Comment on: Takeda et al. Loss of ACE2 Exaggerates High-Calorie Diet–Induced Insulin Resistance by Reduction of GLUT4 in Mice. Diabetes 2013;62:223–233
We read with interest the recent article by Takeda et al. (1) suggesting a beneficial role of ACE type 2 (ACE2) in type 2 diabetes. We would like to share our recent observations (2) complementing this work. Takeda et al. showed that lack of ACE2 did not affect baseline glycemia, as reported previously (3), but promoted impaired glucose tolerance and insulin resistance when the mice were fed a hypercaloric diet. Surprisingly, this diet failed to increase fasting glucose, triglycerides, and blood pressure levels in all groups. Interestingly, the authors showed that when infused with angiotensin II (Ang-II) (100 ng/kg/min), only ACE2 knockout mice exhibited impaired glucose tolerance and insulin resistance.
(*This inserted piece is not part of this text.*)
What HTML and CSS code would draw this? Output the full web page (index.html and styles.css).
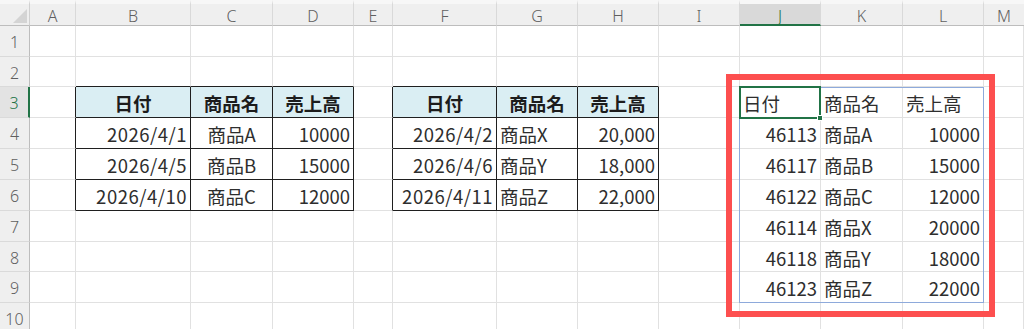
FILE: index.html
```html
<!DOCTYPE html>
<html lang="ja">
<head>
<meta charset="utf-8">
<title>売上データ</title>
<link rel="stylesheet" href="styles.css">
</head>
<body>
<div class="sheet">
  <!-- column headers -->
  <div class="corner"><svg width="30" height="26" viewBox="0 0 30 26"><polygon points="27,9 27,23 13,23" fill="#d4d4d4"/></svg></div>
  <div class="ch">A</div><div class="ch">B</div><div class="ch">C</div><div class="ch">D</div><div class="ch">E</div><div class="ch">F</div><div class="ch">G</div><div class="ch">H</div><div class="ch">I</div><div class="ch sel">J</div><div class="ch">K</div><div class="ch">L</div><div class="ch last">M</div>

  <!-- row 1 -->
  <div class="rh">1</div>
  <div class="c"></div><div class="c"></div><div class="c"></div><div class="c"></div><div class="c"></div><div class="c"></div><div class="c"></div><div class="c"></div><div class="c"></div><div class="c"></div><div class="c"></div><div class="c"></div><div class="c"></div>

  <!-- row 2 -->
  <div class="rh">2</div>
  <div class="c"></div><div class="c eb"></div><div class="c eb"></div><div class="c eb"></div><div class="c"></div><div class="c eb"></div><div class="c eb"></div><div class="c eb"></div><div class="c"></div><div class="c"></div><div class="c"></div><div class="c"></div><div class="c"></div>

  <!-- row 3 -->
  <div class="rh sel">3</div>
  <div class="c er"></div>
  <div class="c th">日付</div><div class="c th">商品名</div><div class="c th">売上高</div>
  <div class="c er"></div>
  <div class="c th">日付</div><div class="c th">商品名</div><div class="c th">売上高</div>
  <div class="c"></div>
  <div class="c">日付</div><div class="c">商品名</div><div class="c">売上高</div>
  <div class="c"></div>

  <!-- row 4 -->
  <div class="rh">4</div>
  <div class="c er"></div>
  <div class="c tb r date">2026/4/1</div><div class="c tb m">商品A</div><div class="c tb r">10000</div>
  <div class="c er"></div>
  <div class="c tb r date">2026/4/2</div><div class="c tb">商品X</div><div class="c tb r">20,000</div>
  <div class="c"></div>
  <div class="c r">46113</div><div class="c">商品A</div><div class="c r">10000</div>
  <div class="c"></div>

  <!-- row 5 -->
  <div class="rh">5</div>
  <div class="c er"></div>
  <div class="c tb r date">2026/4/5</div><div class="c tb m">商品B</div><div class="c tb r">15000</div>
  <div class="c er"></div>
  <div class="c tb r date">2026/4/6</div><div class="c tb">商品Y</div><div class="c tb r">18,000</div>
  <div class="c"></div>
  <div class="c r">46117</div><div class="c">商品B</div><div class="c r">15000</div>
  <div class="c"></div>

  <!-- row 6 -->
  <div class="rh">6</div>
  <div class="c er"></div>
  <div class="c tb r date">2026/4/10</div><div class="c tb m">商品C</div><div class="c tb r">12000</div>
  <div class="c er"></div>
  <div class="c tb r date">2026/4/11</div><div class="c tb">商品Z</div><div class="c tb r">22,000</div>
  <div class="c"></div>
  <div class="c r">46122</div><div class="c">商品C</div><div class="c r">12000</div>
  <div class="c"></div>

  <!-- row 7 -->
  <div class="rh">7</div>
  <div class="c"></div><div class="c"></div><div class="c"></div><div class="c"></div><div class="c"></div><div class="c"></div><div class="c"></div><div class="c"></div><div class="c"></div>
  <div class="c r">46114</div><div class="c">商品X</div><div class="c r">20000</div>
  <div class="c"></div>

  <!-- row 8 -->
  <div class="rh">8</div>
  <div class="c"></div><div class="c"></div><div class="c"></div><div class="c"></div><div class="c"></div><div class="c"></div><div class="c"></div><div class="c"></div><div class="c"></div>
  <div class="c r">46118</div><div class="c">商品Y</div><div class="c r">18000</div>
  <div class="c"></div>

  <!-- row 9 -->
  <div class="rh">9</div>
  <div class="c"></div><div class="c"></div><div class="c"></div><div class="c"></div><div class="c"></div><div class="c"></div><div class="c"></div><div class="c"></div><div class="c"></div>
  <div class="c r">46123</div><div class="c">商品Z</div><div class="c r">22000</div>
  <div class="c"></div>

  <!-- row 10 -->
  <div class="rh">10</div>
  <div class="c"></div><div class="c"></div><div class="c"></div><div class="c"></div><div class="c"></div><div class="c"></div><div class="c"></div><div class="c"></div><div class="c"></div><div class="c"></div><div class="c"></div><div class="c"></div><div class="c"></div>

  <!-- overlays: used range outline, active cell, callout box -->
  <div class="range"></div>
  <div class="active"><span class="handle"></span></div>
  <div class="callout"></div>
</div>
</body>
</html>
```

FILE: styles.css
```css
* { box-sizing: border-box; }

html, body {
  margin: 0;
  padding: 0;
  background: #ffffff;
  overflow: hidden;
}

.sheet {
  position: relative;
  display: grid;
  grid-template-columns: 30px 46px 115px 82px 81px 39px 104px 81px 81px 81px 81px 82px 81px 1fr;
  grid-template-rows: 26px 31px 30px 31px 31px 31px 31px 31px 30px 31px 31px;
  width: 1024px;
  height: 329px;
  overflow: hidden;
  font-family: "Noto Sans CJK JP", "Noto Sans", sans-serif;
  color: #2e2e2e;
}

/* headers */
.corner {
  background: #efefef;
  border-top: 4px solid #f7f7f7;
  border-right: 1px solid #d0d0d0;
  border-bottom: 1px solid #bdbdbd;
}
.corner svg { display: block; margin-top: -4px; }

.ch {
  display: flex;
  align-items: center;
  justify-content: center;
  padding-top: 3px;
  background: #efefef;
  border-top: 4px solid #f7f7f7;
  border-right: 1px solid #d9d9d9;
  border-bottom: 1px solid #bdbdbd;
  font-family: "Noto Sans", "Noto Sans CJK JP", sans-serif;
  font-weight: 300;
  font-size: 16px;
  color: #5f5f5f;
}
.ch.sel {
  background: #d9d9d9;
  color: #217346;
  border-bottom: 2px solid #217346;
}
.ch.last { border-right: none; }

.rh {
  display: flex;
  align-items: center;
  justify-content: center;
  padding-top: 2px;
  background: #efefef;
  border-right: 1px solid #bdbdbd;
  border-bottom: 1px solid #dadada;
  font-family: "Noto Sans", "Noto Sans CJK JP", sans-serif;
  font-weight: 300;
  font-size: 16px;
  color: #5f5f5f;
}
.rh.sel {
  background: #e3e3e3;
  color: #217346;
  border-right: 2px solid #217346;
}

/* cells */
.c {
  display: flex;
  align-items: center;
  padding: 2px 3px 0;
  border-right: 1px solid #e1e1e1;
  border-bottom: 1px solid #e1e1e1;
  font-size: 18.5px;
  white-space: nowrap;
}
.r { justify-content: flex-end; }
.m { justify-content: center; }
.date { letter-spacing: 0.5px; }

.th {
  justify-content: center;
  background: #daeef3;
  font-weight: 700;
  color: #1c1c1c;
  border-right-color: #1f1f1f;
  border-bottom-color: #1f1f1f;
}
.tb {
  border-right-color: #1f1f1f;
  border-bottom-color: #1f1f1f;
}
.eb { border-bottom-color: #1f1f1f; }
.er { border-right-color: #1f1f1f; }

/* used range outline J3:L9, drawn over the cells of that area */
.range {
  position: absolute;
  grid-column: 11 / 14;
  grid-row: 4 / 11;
  top: 0;
  right: 0;
  bottom: 0;
  left: -1px;
  border: 1px solid #8eaadb;
  pointer-events: none;
}

/* active cell J3 */
.active {
  position: absolute;
  grid-column: 11 / 12;
  grid-row: 4 / 5;
  top: -1px;
  right: 0;
  bottom: -1px;
  left: -1px;
  border: 2px solid #217346;
  pointer-events: none;
}
.handle {
  position: absolute;
  right: -4px;
  bottom: -4px;
  width: 6px;
  height: 6px;
  background: #217346;
  border: 1px solid #ffffff;
}

/* red callout frame */
.callout {
  position: absolute;
  left: 726px;
  top: 74px;
  width: 269px;
  height: 243px;
  border: 6px solid #fd4f4f;
  pointer-events: none;
}
```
Similarly, we observed that a higher dose of Ang-II (200 ng/kg/min) led to the same results in C57Bl/6 wild-type mice and was associated with downregulation of ACE2 and upregulation of Ang-II type 1 receptors in the pancreas (2).
Takeda et al. (1) elegantly showed that the ACE2/angiotensin 1–7/Mas receptor signaling pathway is required to maintain normal insulin sensitivity in the presence of high Ang-II levels in liver and soleus muscle, extending our previous observations that ACE2 knockout mice have impaired levels of Mas receptors in the pancreas (4). Further, supporting the role of this compensatory axis, we previously reported that Mas receptor blockade prevented the beneficial effects of ACE2 gene therapy in reducing hyperglycemia in db/db mice (5). Moreover, we showed the benefits of maintaining physiological levels of ACE2 in the pancreas and the islets of Langerhans in order to counteract hyperglycemia in Ang-II–infused mice (2).
To unfold the mechanisms involved, Takeda et al. (1) demonstrated that regulation of myocyte enhancer factor 2A and GLUT4 expression by the ACE2/angiotensin 1–7/Mas receptor axis contribute to the improvement of insulin sensitivity. Adding to these, we observed that ACE2 improves β-cell function by counteracting Ang-II–mediated oxidative stress in the pancreas (2).
Altogether, the recent reports by Takeda et al. (1) and our group (2) support and extend previous observations (3–5) suggesting the therapeutic potential of ACE2 to control type 2 diabetes. Hence, strategies to restore ACE2 activity in diabetes need to be further investigated in order to utilize the beneficial effects of ACE2 in the regulation of glycemia.
No potential conflicts of interest relevant to this article were reported.
- © 2013 by the American Diabetes Association.